The book’s argument concerning the absence of God in the works of Wordsworth opens with a reflection on the poet’s “theology of the Future Encounter,” revolving around his phenomenally plentiful (though lesser known) poetry which engages the themes of death and life after death. The God projected in this category of Wordsworth’s works wafts the spirits of the dead to “raptures,” and “joys,” and “glory.” But He remains at a safe distance from the “I”: the distance which separates the afterlife from a professional writer engraving an epitaph. The God invoked in Wordsworth’s “poetry of the grave” is, from the perspective of the epitaph-writer, still absent, not present yet; the meeting evoked in this “poetry of eternity,” remains, from the point of view of the speaker, a future encounter.

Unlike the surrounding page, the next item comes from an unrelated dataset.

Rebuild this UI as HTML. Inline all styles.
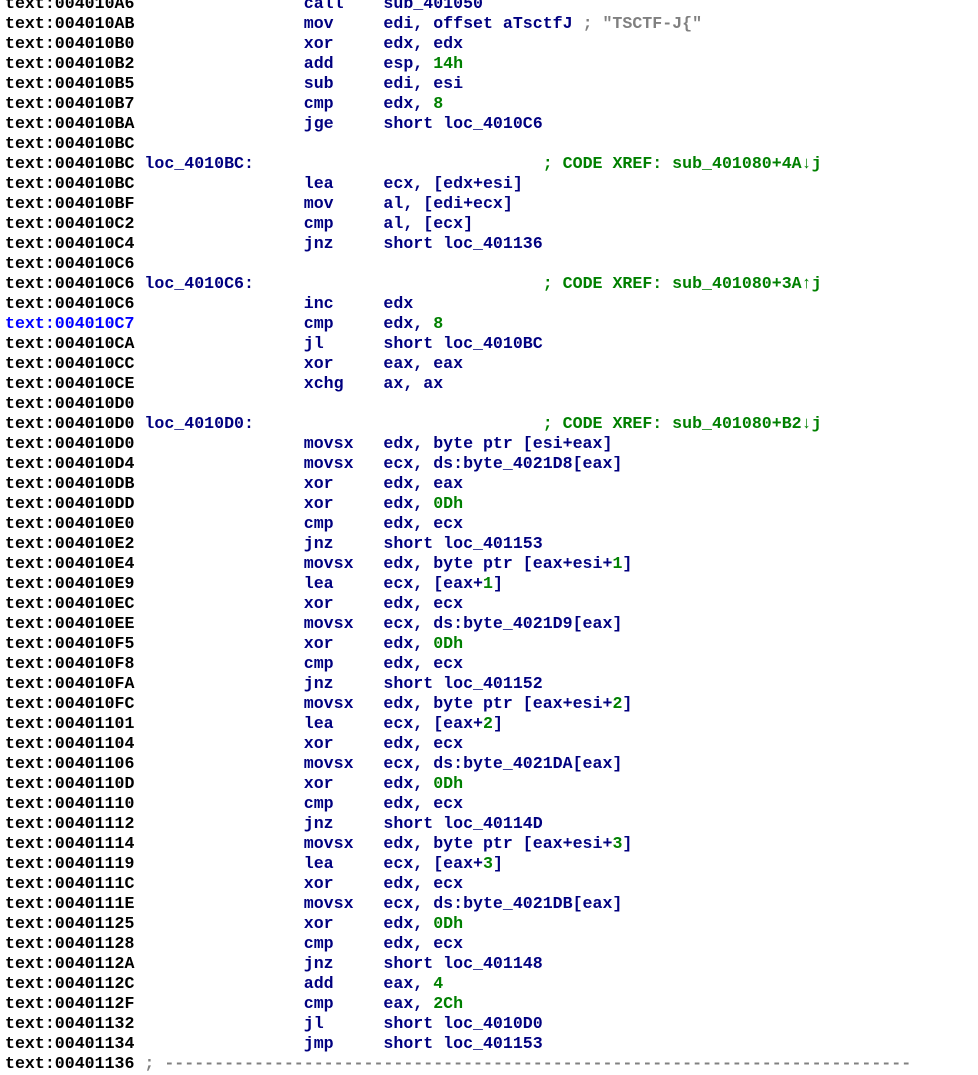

On the other hand, in what I label Wordsworth’s “theology of Past Encounters,” which relates to his best-known works, esp., the “Immortality Ode” and The Prelude, God is already absent, not present anymore. Meeting Him was the experience of childhood. But Wordsworth’s child (unlike Vaughan’s) does not realize it is living in “a pastoral paradise.” The realization comes later, too late: when childhood is over, paradise lost, and when those meetings become bygone encounters, the “things” of the past. The paths of God and man hopelessly miss each other; they cannot meet in the same space and time. The light is admitted when it is extinguished. Only after he loses the “glory” does man recognize that he saw it—once.